At Home Fitness Results Timeline (2, 4, 8 Weeks)
“In two weeks you’ll feel it. In four weeks you’ll see it. In eight weeks, you’ll hear it.”
If you’re doing at home workouts and wondering, “When will I actually notice results?”, this is the realistic timeline. In 2 weeks you’ll usually feel better (energy, mood, soreness gets easier). In 4 weeks you’ll start seeing changes (tighter clothes fit, posture, strength). In 8 weeks other people notice (your shape, confidence, how you carry yourself). Below is exactly what to focus on at each phase, plus a simple weekly strength + conditioning plan you can follow without living in the gym.
Quick note: The scale can lag. Your strength, measurements, photos, and how clothes fit move first.
Want me to hand you the exact weekly plan and workouts so you just follow along?
Start your free trial and use the weekly structure with my on demand library and live classes.
2 weeks: what you’ll feel
In the first 2 weeks, the biggest “results” are internal.
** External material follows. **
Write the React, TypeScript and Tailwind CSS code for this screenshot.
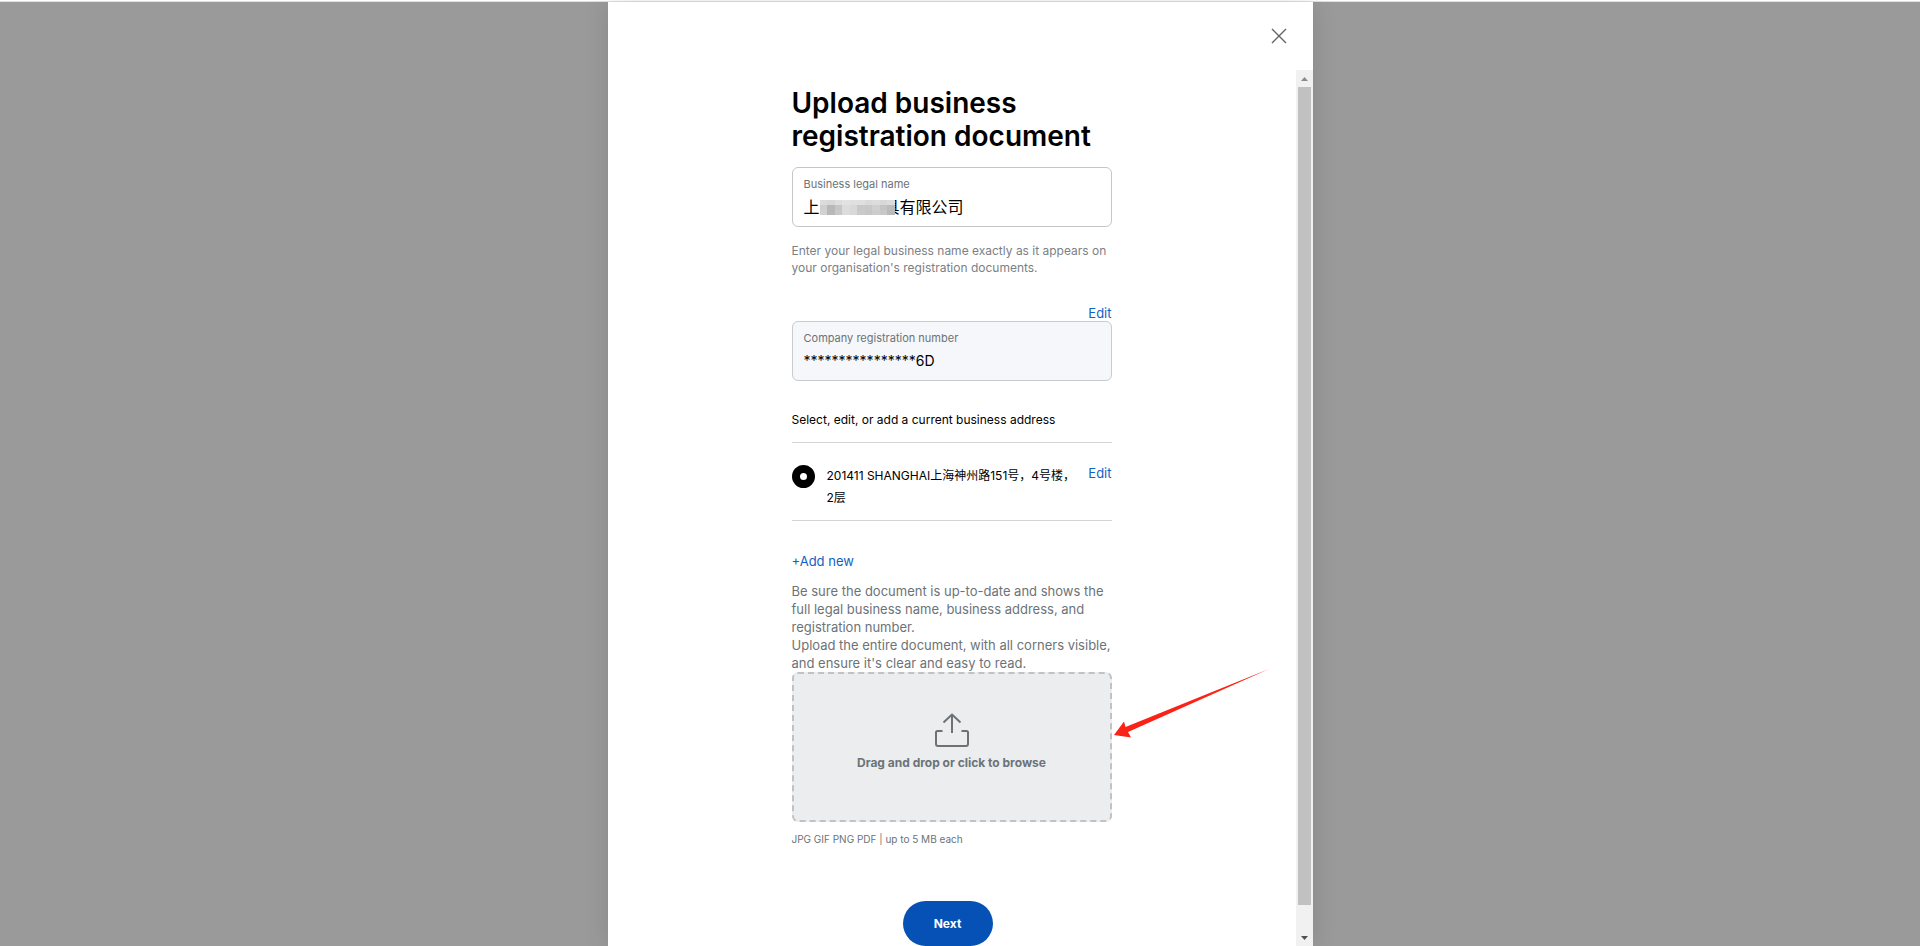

This is where momentum is built.
What usually improves first:
Energy and mood (you feel less sluggish)
Sleep quality
Soreness gets easier to manage
Workouts feel less intimidating
You start showing up more consistently because it feels doable
What to focus on for these 2 weeks:
Keep workouts simple and repeatable (don’t program hop)
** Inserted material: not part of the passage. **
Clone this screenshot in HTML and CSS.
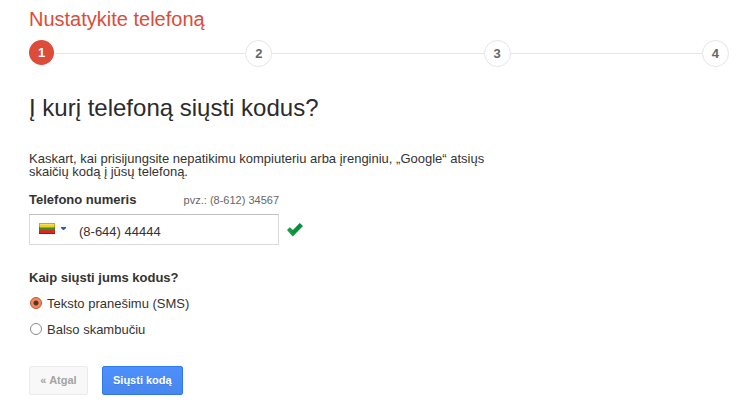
FILE: index.html
```html
<!DOCTYPE html>
<html lang="lt">
<head>
<meta charset="utf-8">
<meta name="viewport" content="width=device-width, initial-scale=1">
<title>Nustatykite telefoną</title>
<link rel="stylesheet" href="styles.css">
</head>
<body>
<main class="page">
  <h1 class="title">Nustatykite telefoną</h1>
  <div class="steps">
    <span class="step step-current">1</span>
    <span class="line"></span>
    <span class="step">2</span>
    <span class="line line-middle"></span>
    <span class="step">3</span>
    <span class="line"></span>
    <span class="step">4</span>
  </div>
  <h2 class="heading">Į kurį telefoną siųsti kodus?</h2>
  <p class="intro">Kaskart, kai prisijungsite nepatikimu kompiuteriu arba įrenginiu, „Google“ atsiųs skaičių kodą į jūsų telefoną.</p>
  <form>
    <div class="labels">
      <label class="label" for="phone">Telefono numeris</label>
      <span class="hint" id="phone-hint">pvz.: (8-612) 34567</span>
    </div>
    <div class="phone-row">
      <div class="phone-box">
        <button class="country" type="button" aria-label="Lietuva">
          <svg width="16" height="11" viewBox="0 0 16 11" aria-hidden="true">
            <path fill="#f5cf1b" d="M0 0h16v4H0z"/>
            <path fill="#1c9a36" d="M0 4h16v3H0z"/>
            <path fill="#d82a20" d="M0 7h16v4H0z"/>
            <path fill="#fff" opacity=".3" d="M1 1h14v1H1zM1 4h14v1H1z"/>
            <path fill="none" stroke="#7b4a10" stroke-opacity=".3" d="M.5.5h15v10H.5z"/>
            <path fill="#a31510" d="M0 10h16v1H0z"/>
          </svg>
          <svg width="5" height="3" viewBox="0 0 5 3" aria-hidden="true"><path fill="#2a5db0" d="M0 0h5v1L3 3H2L0 1z"/></svg>
        </button>
        <input class="phone" id="phone" type="tel" value="(8-644) 44444" aria-describedby="phone-hint">
      </div>
      <svg width="16" height="14" viewBox="0 0 16 14" aria-hidden="true">
        <defs><linearGradient id="tick"><stop offset="0" stop-color="#1fa74a"/><stop offset=".5" stop-color="#0a8f3c"/><stop offset="1" stop-color="#078a43"/></linearGradient></defs>
        <path fill="url(#tick)" d="M0 7 2.7 4.3 6 7 12.7 0 16 3 5.7 13.5z"/>
      </svg>
    </div>
    <fieldset class="choices">
      <legend class="label">Kaip siųsti jums kodus?</legend>
      <label class="choice"><input class="radio" type="radio" name="method" checked>Teksto pranešimu (SMS)</label>
      <label class="choice"><input class="radio" type="radio" name="method">Balso skambučiu</label>
    </fieldset>
    <div class="buttons">
      <button class="button button-back" type="button" disabled>« Atgal</button>
      <button class="button button-send" type="submit">Siųsti kodą</button>
    </div>
  </form>
</main>
</body>
</html>
```
FILE: styles.css
```css
* {
  box-sizing: border-box;
}

body {
  margin: 0;
  background: #fff;
  color: #333;
  font: 13px/16px "Liberation Sans", Arial, sans-serif;
}

.page {
  padding: 7px 11px 16px 29px;
}

.title {
  margin: 0 0 9px;
  color: #dd4b39;
  font-size: 20px;
  line-height: 24px;
  font-weight: normal;
}

.steps {
  display: flex;
  align-items: flex-start;
}

.step {
  width: 27px;
  height: 27px;
  border: 1px solid #e5e5e5;
  border-radius: 50%;
  color: #666;
  font-weight: bold;
  line-height: 25px;
  text-align: center;
}

.step-current {
  width: 25px;
  height: 25px;
  border: 0;
  background: #dd4b39;
  color: #fff;
}

.line {
  flex: 19;
  height: 1px;
  margin-top: 13px;
  background: #e5e5e5;
}

.line-middle {
  flex-grow: 21;
}

.heading {
  margin: 25px 0 28px;
  color: #2b2b2b;
  font-size: 24px;
  line-height: 32px;
  font-weight: normal;
}

.intro {
  max-width: 470px;
  margin: 0 0 14px;
  line-height: 13px;
}

.labels {
  display: flex;
  justify-content: space-between;
  max-width: 250px;
  margin-bottom: 6px;
}

.label {
  padding: 0;
  font-weight: bold;
}

.hint {
  color: #666;
  font-size: 11px;
}

.phone-row {
  display: flex;
  align-items: center;
  gap: 8px;
}

.phone-box {
  display: flex;
  flex: 0 1 250px;
  height: 31px;
  border: 1px solid #d9d9d9;
  border-top-color: #c0c0c0;
}

.country {
  display: flex;
  align-items: center;
  gap: 6px;
  padding: 0 12px 2px 9px;
  border: 0;
  background: none;
}

.phone {
  flex: 1;
  min-width: 0;
  padding: 4px 0 0 1px;
  border: 0;
  outline: 0;
  background: none;
  color: #333;
  font: inherit;
}

.choices {
  display: flex;
  flex-direction: column;
  align-items: flex-start;
  gap: 10px;
  margin: 25px 0 28px;
  padding: 0;
  border: 0;
}

.choices .label {
  margin-bottom: 10px;
}

.choice {
  display: flex;
  align-items: center;
  gap: 5px;
}

.radio {
  appearance: none;
  width: 12px;
  height: 12px;
  margin: 0 0 2px 1px;
  border: 1px solid #8a8a8a;
  border-radius: 50%;
  background: #fff;
}

.radio:checked {
  border-color: #c4502c;
  background: radial-gradient(circle, #5a3226 0 2px, #f08a60 3px);
}

.buttons {
  display: flex;
  gap: 14px;
}

.button {
  min-width: 59px;
  height: 29px;
  padding: 0 10px;
  border: 1px solid;
  border-radius: 2px;
  font: bold 11px/27px "Liberation Sans", Arial, sans-serif;
}

.button-back {
  border-color: #ebebeb;
  background: #f8f8f8;
  color: #a3a3a3;
}

.button-send {
  border-color: #3079ed;
  background: linear-gradient(#4d90fe, #4787ed);
  color: #fff;
  text-shadow: 0 1px rgba(0, 0, 0, 0.1);
}
```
Aim for “leave 1 rep in the tank” instead of destroying yourself
Walk away feeling like you could do it again tomorrow
Minimum standard (if life is chaotic):
3 strength workouts per week
2 short conditioning sessions (20 minutes)
If you hit that, you’re winning.
4 weeks: what you’ll see
By 4 weeks, changes start showing up in ways you can actually notice.
What you’ll likely see:
Strength increases (you’re using heavier weight or doing more reps)
Posture looks better (shoulders, core, stance)
Clothes fit differently (especially waist/hips/arms)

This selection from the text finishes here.